A team led by Dr. Alexander Hoischen from Radboud University Medical Center (RUMC) in the Netherlands reported the results of a successful validation study comparing the performance of Bionano Genomics’ Saphyr® system to traditional cytogenetic methods for the clinical analysis of leukemia genomes. The study, published in bioRxiv, found that Saphyr was 100% concordant with the standard of care for the detection of somatic chromosomal abnormalities.
Structural variants are important for cancer diagnosis, prognosis, and treatment decisions. In a diagnostic set-up, especially for hematological malignancies, the comprehensive analysis of all cytogenetic aberrations requires a combination of techniques, such as karyotyping, fluorescence in situ hybridization and CNV-microarrays.

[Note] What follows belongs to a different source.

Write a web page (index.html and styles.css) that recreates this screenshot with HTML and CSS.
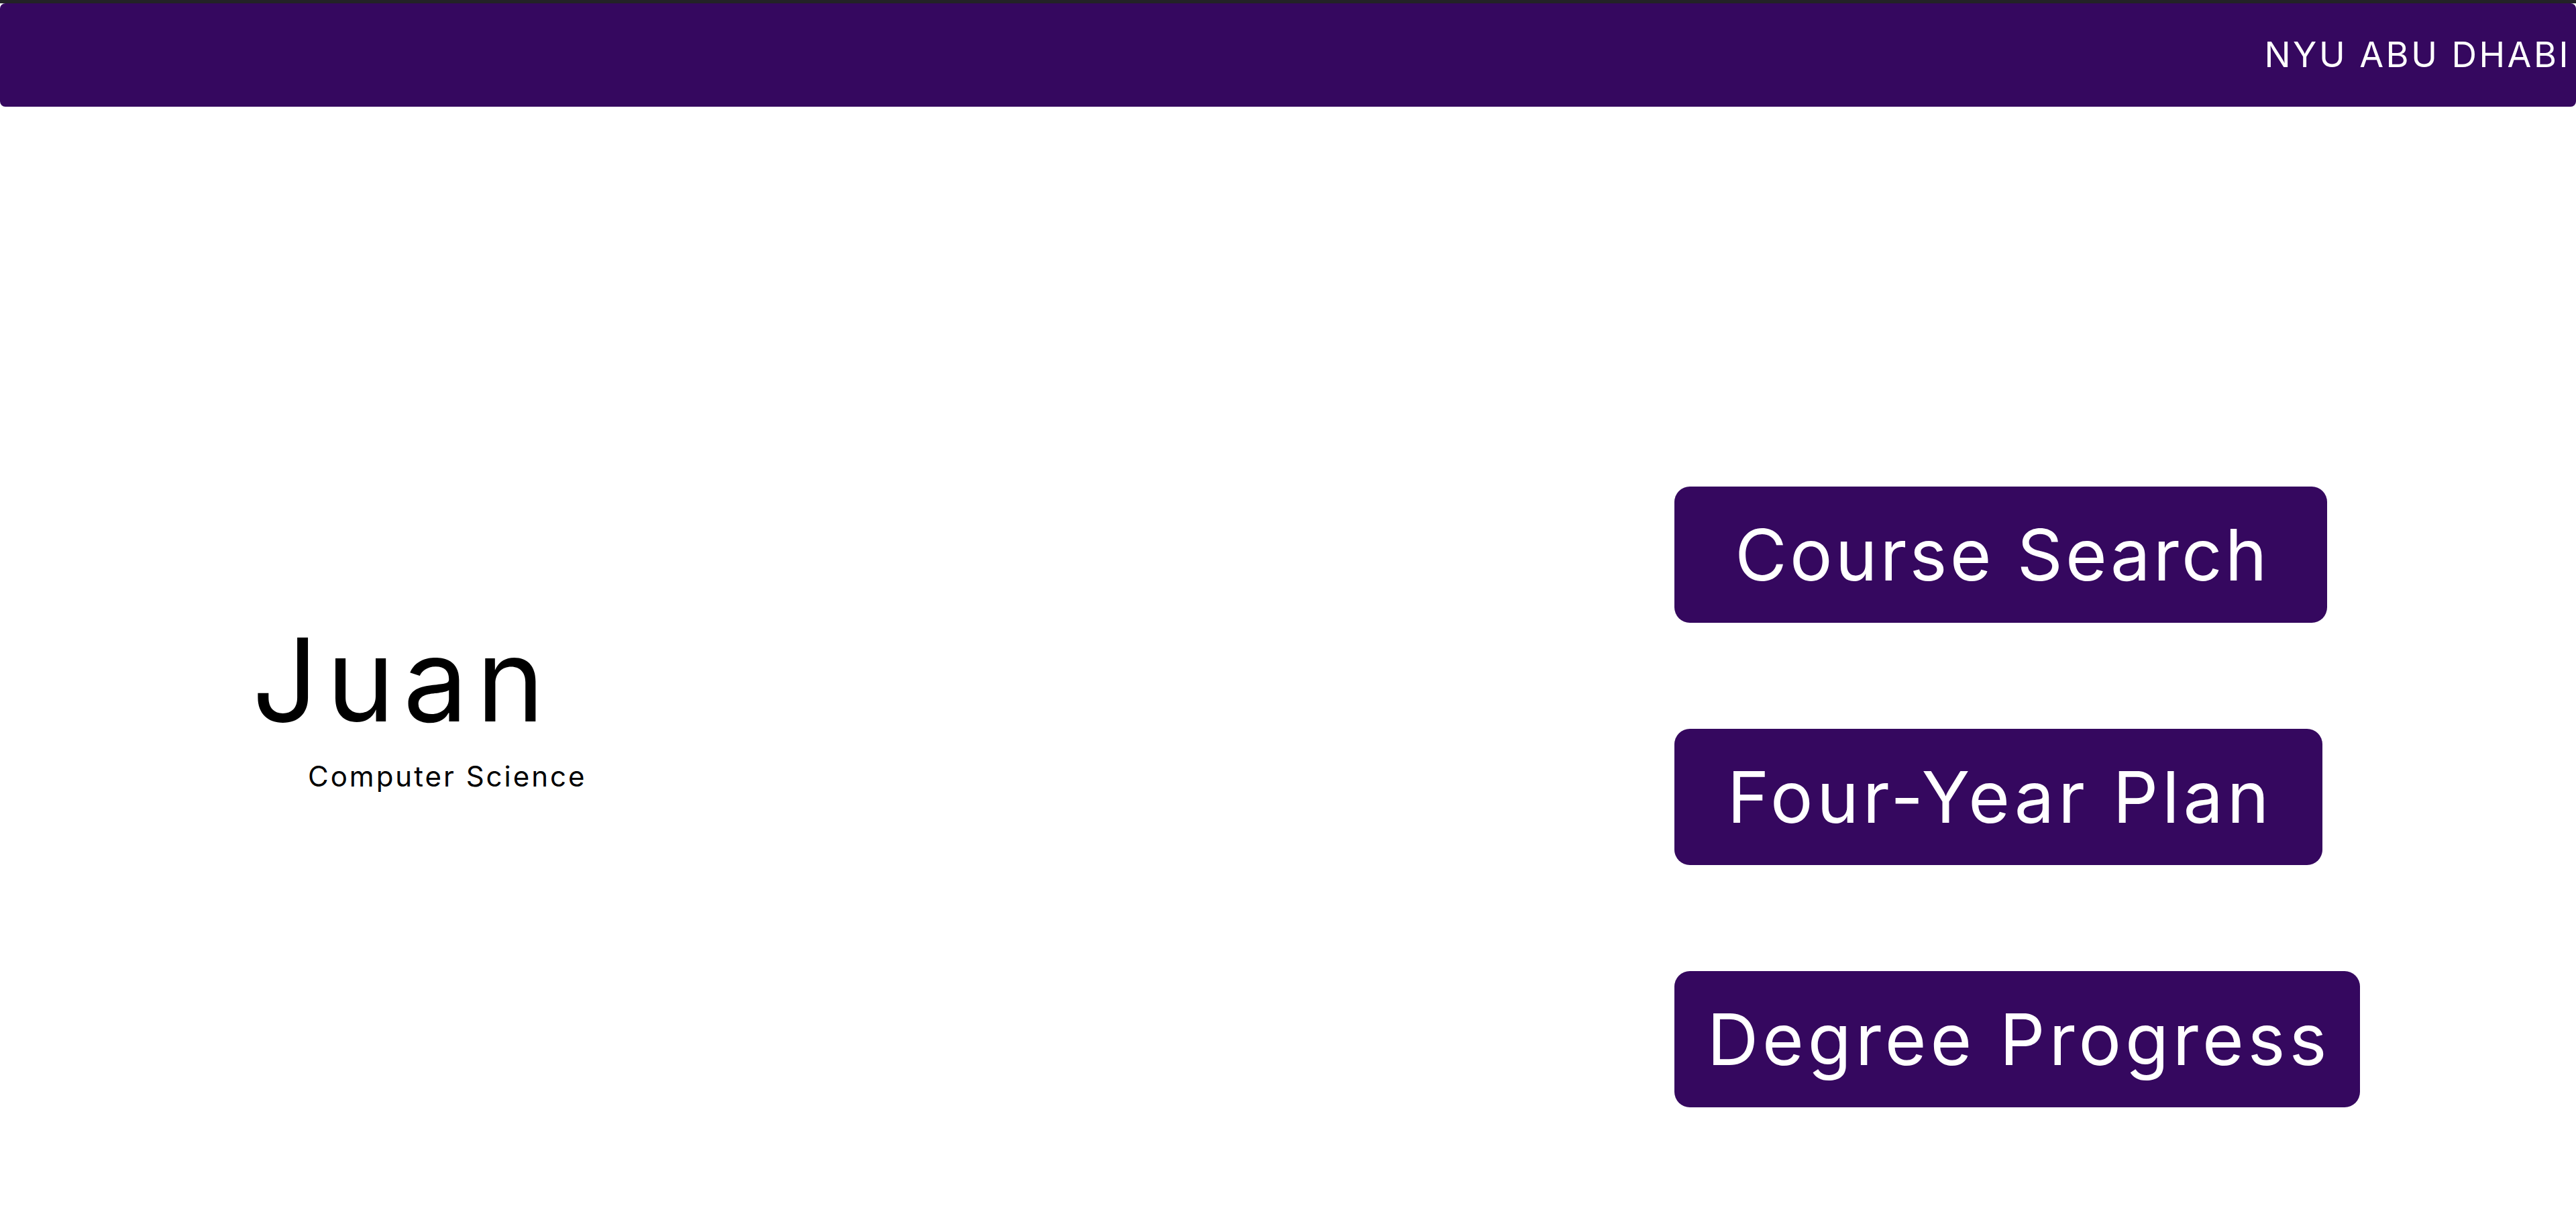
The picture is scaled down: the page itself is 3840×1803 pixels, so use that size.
FILE: index.html
```html
<!DOCTYPE html>
<html>
<head>
<meta charset="utf-8">
<link rel="stylesheet" href="styles.css">
</head>
<body>
<div class="topline"></div>
<header class="topbar"><span class="brand">NYU ABU DHABI</span></header>
<main class="content">
  <section class="profile">
    <h1 class="name">Juan</h1>
    <p class="major">Computer Science</p>
  </section>
  <nav class="actions">
    <a class="btn btn-search">Course Search</a>
    <a class="btn btn-plan">Four-Year Plan</a>
    <a class="btn btn-progress">Degree Progress</a>
  </nav>
</main>
</body>
</html>
```
FILE: styles.css
```css
html, body { margin: 0; padding: 0; background: #fff; }
body { font-family: "Inter", "Lato", "Liberation Sans", sans-serif; color: #000; }
.topline { height: 5px; background: #232327; }
.topbar { box-sizing: border-box; height: 154px; background: #35085f; border-radius: 8px; display: flex; align-items: center; justify-content: flex-end; padding-right: 8px; }
.brand { color: #fff; font-size: 52px; line-height: 1; letter-spacing: 3.5px; }
.content { display: flex; }
.profile { box-sizing: border-box; width: 2496px; padding-left: 376px; padding-top: 767px; }
.name { margin: 0; font-weight: 400; font-size: 172px; line-height: 1; letter-spacing: 12.5px; }
.major { margin: 38px 0 0 83px; font-size: 42px; line-height: 1; letter-spacing: 3px; }
.actions { display: flex; flex-direction: column; gap: 158px; padding-top: 566px; }
.btn { box-sizing: border-box; background: #35085f; color: #fff; font-size: 106px; line-height: 1; letter-spacing: 5px; border-radius: 23px; display: flex; align-items: center; justify-content: center; height: 203px; padding-left: 5px; }
.btn-search { width: 973px; letter-spacing: 4.2px; }
.btn-plan { width: 966px; letter-spacing: 5.8px; }
.btn-progress { width: 1022px; letter-spacing: 5.9px; }
```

The study set out to test if optical genome mapping (OGM) by the Saphyr system could replace these expensive, labor-intensive and time-consuming combination of methods with a single, automated and streamlined workflow.
A total of 48 patient samples with a combination of myeloid and lymphoid leukemias, representative of the most common referrals to the RUMC clinic, were analyzed using standard cytogenetic analysis. All samples had an allele fraction of the pathogenic variants of at least 10%. 37 samples were considered simple and 11 samples were categorized as complex, based on the number of large structural abnormalities. When all 48 samples were subsequently analyzed with Bionano, the team was able to identify all previously reported aberrations. Bionano allowed for a better resolution and a more complete picture of complex aberrations. Acomplex chromothripsis structure was resolved unambiguously and in other cases, additional fusions were identified, or marker chromosomes of unknown origin were resolved. Generally, OGM results were more complete than all three individual previous tests and most likely delivered the true underlying genomic architecture.
The Radboud team pointed out that while the focus of the study was on determining the concordance for diagnostically reported variants, the Bionano technology also found novel variants. They identified 23 potential gene fusions of which only 4 were previously observed. Gene fusions are important prognostic markers in cancer and are routinely targeted for drug development. The Bionano study provided an impressive number of such potential biomarkers.
Alexander Hoischen, Ph.D., Associate Professor, Genomic Technologies and Immuno-Genomics at the Department of Human Genetics of RUMC, commented: “We are positively surprised by the smooth and fast implementation of the Saphyr system in our laboratory. Less than a year after training we now have successfully run more than 150 samples, including the 48 leukemia samples which we now present in this publication. Other samples include novel research findings for unsolved rare disease cases and known cytogenetic abnormalities which may validate the Saphyr system’s use for constitutional aberrations. We are excited about the very high concordance rate between Bionano technology and current standard of care methods and believe that this technology has the potential to revolutionize cytogenetics in the near future.”
Erik Holmlin, Ph.D., CEO of Bionano, commented, “At Bionano, our objective has been to develop the best genome analysis platform to identify structural variation, and it has long been a focus of ours to apply that capability for clinical diagnostics. We have focused on leukemias and lymphomas because the current standard of care consists of a complex combination of various outdated methods, and diagnostic labs, clinicians and patients would be better off if that was transformed. Many attempts have been made to replace cytogenetics using various flavors of short-read and long-read sequencing, and all have failed. This study helps confirm that our Saphyr platform is capable of revolutionizing cytogenetic testing and is the first of many such studies that we believe will demonstrate this utility.”